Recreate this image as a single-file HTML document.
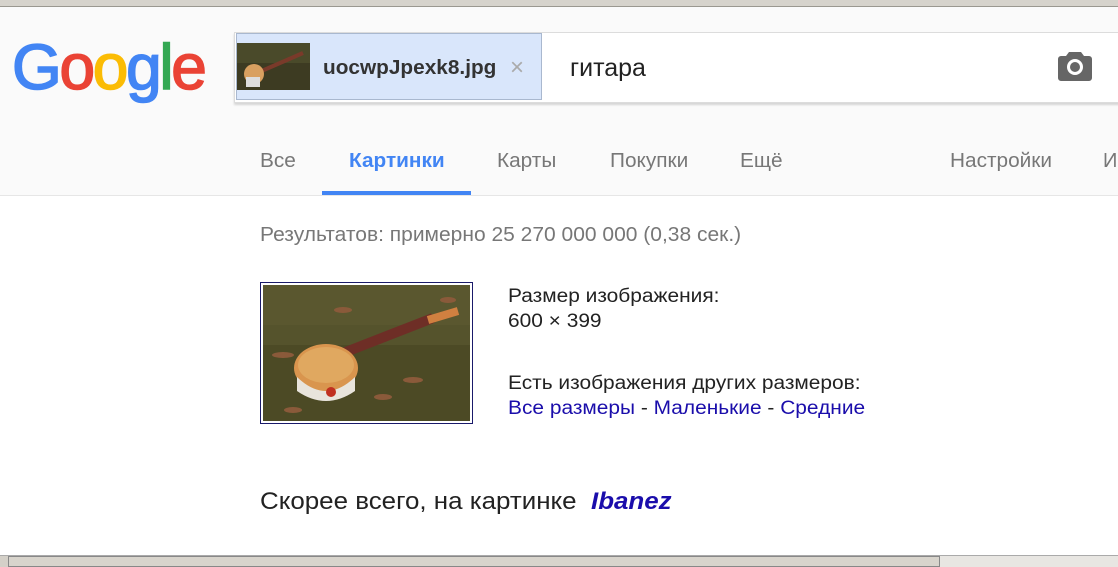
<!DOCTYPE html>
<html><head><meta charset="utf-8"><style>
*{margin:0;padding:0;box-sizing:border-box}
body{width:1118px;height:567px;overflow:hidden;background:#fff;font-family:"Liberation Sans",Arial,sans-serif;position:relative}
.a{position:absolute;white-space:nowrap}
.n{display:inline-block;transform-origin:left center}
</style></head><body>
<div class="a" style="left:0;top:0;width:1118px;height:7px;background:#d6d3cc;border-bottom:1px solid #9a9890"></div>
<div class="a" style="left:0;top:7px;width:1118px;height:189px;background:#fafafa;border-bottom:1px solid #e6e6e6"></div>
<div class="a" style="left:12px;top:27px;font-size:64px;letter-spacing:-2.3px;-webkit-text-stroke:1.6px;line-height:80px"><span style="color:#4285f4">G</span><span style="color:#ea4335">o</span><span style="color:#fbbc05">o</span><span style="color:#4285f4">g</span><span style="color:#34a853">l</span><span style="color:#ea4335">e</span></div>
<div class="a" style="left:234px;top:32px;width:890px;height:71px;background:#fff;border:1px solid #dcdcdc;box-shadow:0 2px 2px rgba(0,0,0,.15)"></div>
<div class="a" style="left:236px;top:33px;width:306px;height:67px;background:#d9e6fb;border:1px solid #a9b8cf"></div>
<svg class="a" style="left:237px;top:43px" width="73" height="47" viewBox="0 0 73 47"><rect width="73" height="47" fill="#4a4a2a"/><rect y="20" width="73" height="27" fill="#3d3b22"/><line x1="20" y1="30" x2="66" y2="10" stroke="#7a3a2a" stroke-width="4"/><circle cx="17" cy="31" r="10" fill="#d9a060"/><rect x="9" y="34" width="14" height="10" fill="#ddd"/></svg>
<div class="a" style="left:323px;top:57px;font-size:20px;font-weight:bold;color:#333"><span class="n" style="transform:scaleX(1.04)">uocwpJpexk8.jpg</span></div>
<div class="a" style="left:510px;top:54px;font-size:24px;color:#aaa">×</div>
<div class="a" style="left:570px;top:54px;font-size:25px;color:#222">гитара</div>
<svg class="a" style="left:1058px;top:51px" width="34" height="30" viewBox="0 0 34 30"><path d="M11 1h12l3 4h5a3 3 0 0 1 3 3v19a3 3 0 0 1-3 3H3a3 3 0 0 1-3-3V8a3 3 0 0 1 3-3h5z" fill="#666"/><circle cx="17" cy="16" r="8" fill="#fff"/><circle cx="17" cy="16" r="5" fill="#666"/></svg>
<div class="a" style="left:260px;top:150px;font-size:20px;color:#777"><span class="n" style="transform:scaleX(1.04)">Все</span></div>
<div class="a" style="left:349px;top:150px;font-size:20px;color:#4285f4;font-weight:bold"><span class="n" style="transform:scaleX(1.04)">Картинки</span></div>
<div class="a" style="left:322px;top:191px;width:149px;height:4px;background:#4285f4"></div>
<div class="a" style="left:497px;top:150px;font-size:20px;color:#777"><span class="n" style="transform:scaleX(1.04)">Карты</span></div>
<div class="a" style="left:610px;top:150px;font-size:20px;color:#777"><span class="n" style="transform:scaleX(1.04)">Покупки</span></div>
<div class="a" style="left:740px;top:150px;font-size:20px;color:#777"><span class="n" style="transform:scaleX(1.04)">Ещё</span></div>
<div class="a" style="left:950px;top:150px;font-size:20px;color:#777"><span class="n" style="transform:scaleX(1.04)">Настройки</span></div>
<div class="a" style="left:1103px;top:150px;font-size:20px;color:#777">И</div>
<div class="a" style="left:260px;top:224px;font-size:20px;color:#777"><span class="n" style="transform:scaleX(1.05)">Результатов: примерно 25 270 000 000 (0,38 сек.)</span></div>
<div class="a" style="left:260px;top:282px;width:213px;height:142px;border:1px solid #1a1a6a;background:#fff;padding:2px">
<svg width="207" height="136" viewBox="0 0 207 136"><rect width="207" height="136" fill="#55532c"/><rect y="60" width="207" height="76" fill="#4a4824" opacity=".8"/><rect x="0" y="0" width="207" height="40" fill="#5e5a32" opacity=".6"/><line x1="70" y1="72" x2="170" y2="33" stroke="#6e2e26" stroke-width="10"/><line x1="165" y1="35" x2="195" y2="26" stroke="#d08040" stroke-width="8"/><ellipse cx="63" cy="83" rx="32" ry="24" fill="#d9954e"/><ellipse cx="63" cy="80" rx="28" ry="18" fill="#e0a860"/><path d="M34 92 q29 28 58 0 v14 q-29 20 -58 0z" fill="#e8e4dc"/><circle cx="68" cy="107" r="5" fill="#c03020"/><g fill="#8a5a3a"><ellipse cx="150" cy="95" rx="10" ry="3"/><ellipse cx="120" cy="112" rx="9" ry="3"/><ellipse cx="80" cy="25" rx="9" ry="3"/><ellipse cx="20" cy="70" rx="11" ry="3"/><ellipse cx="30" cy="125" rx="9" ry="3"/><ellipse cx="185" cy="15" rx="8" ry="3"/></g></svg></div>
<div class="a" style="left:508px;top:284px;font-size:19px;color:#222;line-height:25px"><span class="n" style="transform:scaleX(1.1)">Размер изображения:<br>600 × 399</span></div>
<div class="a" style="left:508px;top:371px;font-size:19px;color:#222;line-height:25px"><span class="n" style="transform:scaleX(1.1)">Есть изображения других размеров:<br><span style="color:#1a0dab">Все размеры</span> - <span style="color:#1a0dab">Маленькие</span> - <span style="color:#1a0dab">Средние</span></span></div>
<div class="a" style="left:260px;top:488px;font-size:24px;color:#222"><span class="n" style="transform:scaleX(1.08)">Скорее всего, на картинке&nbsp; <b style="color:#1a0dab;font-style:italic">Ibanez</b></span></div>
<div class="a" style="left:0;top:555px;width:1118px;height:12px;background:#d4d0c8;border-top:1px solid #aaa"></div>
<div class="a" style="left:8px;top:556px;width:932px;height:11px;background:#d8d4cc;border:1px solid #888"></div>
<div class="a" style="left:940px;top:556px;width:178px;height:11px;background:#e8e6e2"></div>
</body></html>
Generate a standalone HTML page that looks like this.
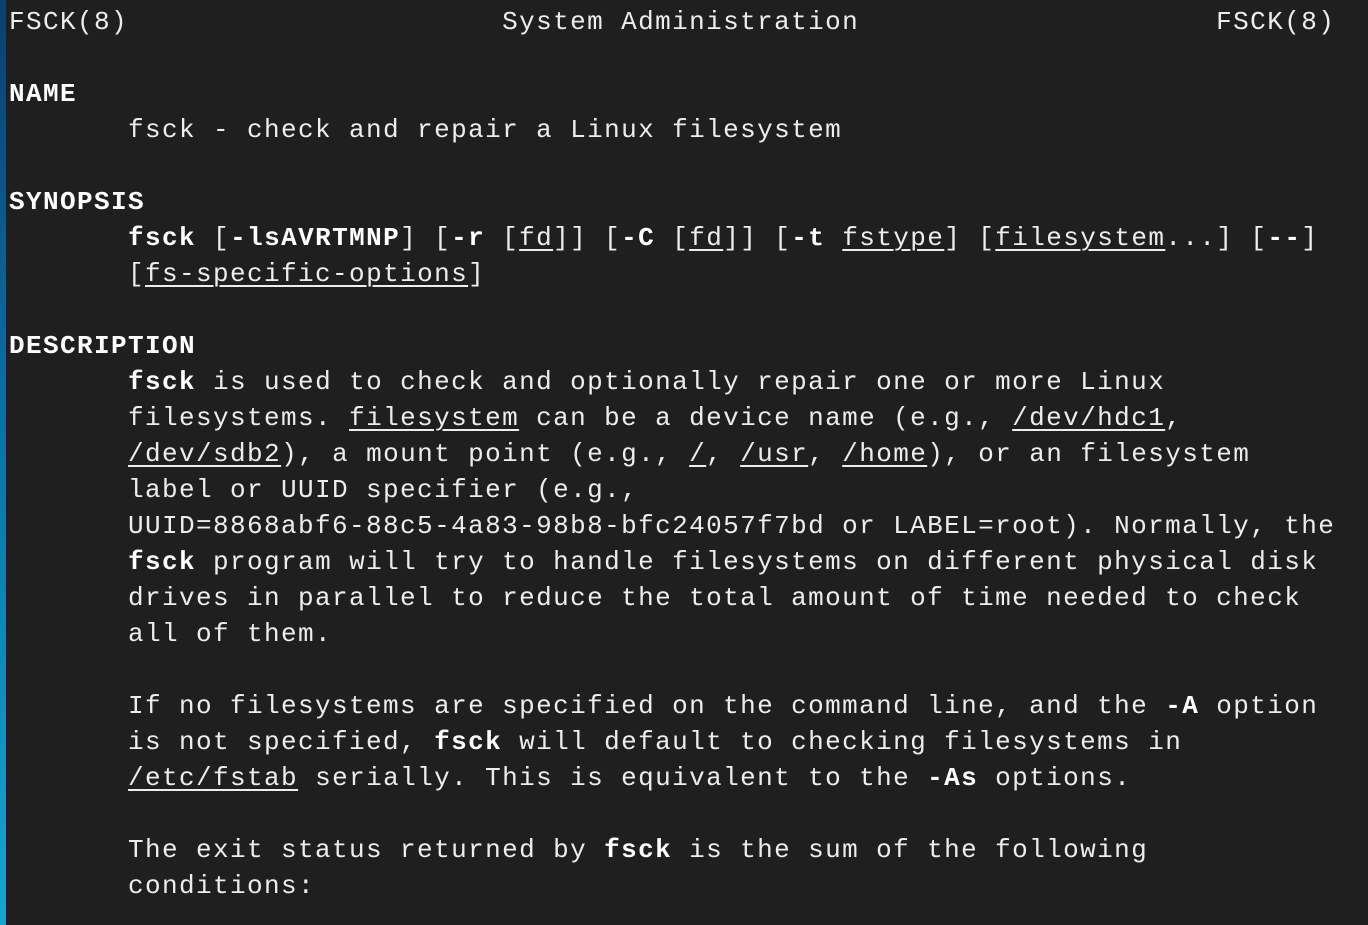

> [Exercise directions]:
Strip out the pictures and quote the remaining data word for word.

> [Response to this task]:
Recreate this image as a single-file HTML document.
<!DOCTYPE html>
<html><head><meta charset="utf-8"><style>
*{margin:0;padding:0;box-sizing:border-box}
body{width:1118px;height:567px;overflow:hidden;background:#fff;font-family:"Liberation Sans",Arial,sans-serif;position:relative}
.a{position:absolute;white-space:nowrap}
.n{display:inline-block;transform-origin:left center}
</style></head><body>
<div class="a" style="left:0;top:0;width:1118px;height:7px;background:#d6d3cc;border-bottom:1px solid #9a9890"></div>
<div class="a" style="left:0;top:7px;width:1118px;height:189px;background:#fafafa;border-bottom:1px solid #e6e6e6"></div>
<div class="a" style="left:12px;top:27px;font-size:64px;letter-spacing:-2.3px;-webkit-text-stroke:1.6px;line-height:80px"><span style="color:#4285f4">G</span><span style="color:#ea4335">o</span><span style="color:#fbbc05">o</span><span style="color:#4285f4">g</span><span style="color:#34a853">l</span><span style="color:#ea4335">e</span></div>
<div class="a" style="left:234px;top:32px;width:890px;height:71px;background:#fff;border:1px solid #dcdcdc;box-shadow:0 2px 2px rgba(0,0,0,.15)"></div>
<div class="a" style="left:236px;top:33px;width:306px;height:67px;background:#d9e6fb;border:1px solid #a9b8cf"></div>
<svg class="a" style="left:237px;top:43px" width="73" height="47" viewBox="0 0 73 47"><rect width="73" height="47" fill="#4a4a2a"/><rect y="20" width="73" height="27" fill="#3d3b22"/><line x1="20" y1="30" x2="66" y2="10" stroke="#7a3a2a" stroke-width="4"/><circle cx="17" cy="31" r="10" fill="#d9a060"/><rect x="9" y="34" width="14" height="10" fill="#ddd"/></svg>
<div class="a" style="left:323px;top:57px;font-size:20px;font-weight:bold;color:#333"><span class="n" style="transform:scaleX(1.04)">uocwpJpexk8.jpg</span></div>
<div class="a" style="left:510px;top:54px;font-size:24px;color:#aaa">×</div>
<div class="a" style="left:570px;top:54px;font-size:25px;color:#222">гитара</div>
<svg class="a" style="left:1058px;top:51px" width="34" height="30" viewBox="0 0 34 30"><path d="M11 1h12l3 4h5a3 3 0 0 1 3 3v19a3 3 0 0 1-3 3H3a3 3 0 0 1-3-3V8a3 3 0 0 1 3-3h5z" fill="#666"/><circle cx="17" cy="16" r="8" fill="#fff"/><circle cx="17" cy="16" r="5" fill="#666"/></svg>
<div class="a" style="left:260px;top:150px;font-size:20px;color:#777"><span class="n" style="transform:scaleX(1.04)">Все</span></div>
<div class="a" style="left:349px;top:150px;font-size:20px;color:#4285f4;font-weight:bold"><span class="n" style="transform:scaleX(1.04)">Картинки</span></div>
<div class="a" style="left:322px;top:191px;width:149px;height:4px;background:#4285f4"></div>
<div class="a" style="left:497px;top:150px;font-size:20px;color:#777"><span class="n" style="transform:scaleX(1.04)">Карты</span></div>
<div class="a" style="left:610px;top:150px;font-size:20px;color:#777"><span class="n" style="transform:scaleX(1.04)">Покупки</span></div>
<div class="a" style="left:740px;top:150px;font-size:20px;color:#777"><span class="n" style="transform:scaleX(1.04)">Ещё</span></div>
<div class="a" style="left:950px;top:150px;font-size:20px;color:#777"><span class="n" style="transform:scaleX(1.04)">Настройки</span></div>
<div class="a" style="left:1103px;top:150px;font-size:20px;color:#777">И</div>
<div class="a" style="left:260px;top:224px;font-size:20px;color:#777"><span class="n" style="transform:scaleX(1.05)">Результатов: примерно 25 270 000 000 (0,38 сек.)</span></div>
<div class="a" style="left:260px;top:282px;width:213px;height:142px;border:1px solid #1a1a6a;background:#fff;padding:2px">
<svg width="207" height="136" viewBox="0 0 207 136"><rect width="207" height="136" fill="#55532c"/><rect y="60" width="207" height="76" fill="#4a4824" opacity=".8"/><rect x="0" y="0" width="207" height="40" fill="#5e5a32" opacity=".6"/><line x1="70" y1="72" x2="170" y2="33" stroke="#6e2e26" stroke-width="10"/><line x1="165" y1="35" x2="195" y2="26" stroke="#d08040" stroke-width="8"/><ellipse cx="63" cy="83" rx="32" ry="24" fill="#d9954e"/><ellipse cx="63" cy="80" rx="28" ry="18" fill="#e0a860"/><path d="M34 92 q29 28 58 0 v14 q-29 20 -58 0z" fill="#e8e4dc"/><circle cx="68" cy="107" r="5" fill="#c03020"/><g fill="#8a5a3a"><ellipse cx="150" cy="95" rx="10" ry="3"/><ellipse cx="120" cy="112" rx="9" ry="3"/><ellipse cx="80" cy="25" rx="9" ry="3"/><ellipse cx="20" cy="70" rx="11" ry="3"/><ellipse cx="30" cy="125" rx="9" ry="3"/><ellipse cx="185" cy="15" rx="8" ry="3"/></g></svg></div>
<div class="a" style="left:508px;top:284px;font-size:19px;color:#222;line-height:25px"><span class="n" style="transform:scaleX(1.1)">Размер изображения:<br>600 × 399</span></div>
<div class="a" style="left:508px;top:371px;font-size:19px;color:#222;line-height:25px"><span class="n" style="transform:scaleX(1.1)">Есть изображения других размеров:<br><span style="color:#1a0dab">Все размеры</span> - <span style="color:#1a0dab">Маленькие</span> - <span style="color:#1a0dab">Средние</span></span></div>
<div class="a" style="left:260px;top:488px;font-size:24px;color:#222"><span class="n" style="transform:scaleX(1.08)">Скорее всего, на картинке&nbsp; <b style="color:#1a0dab;font-style:italic">Ibanez</b></span></div>
<div class="a" style="left:0;top:555px;width:1118px;height:12px;background:#d4d0c8;border-top:1px solid #aaa"></div>
<div class="a" style="left:8px;top:556px;width:932px;height:11px;background:#d8d4cc;border:1px solid #888"></div>
<div class="a" style="left:940px;top:556px;width:178px;height:11px;background:#e8e6e2"></div>
</body></html>
Generate a standalone HTML page that looks like this.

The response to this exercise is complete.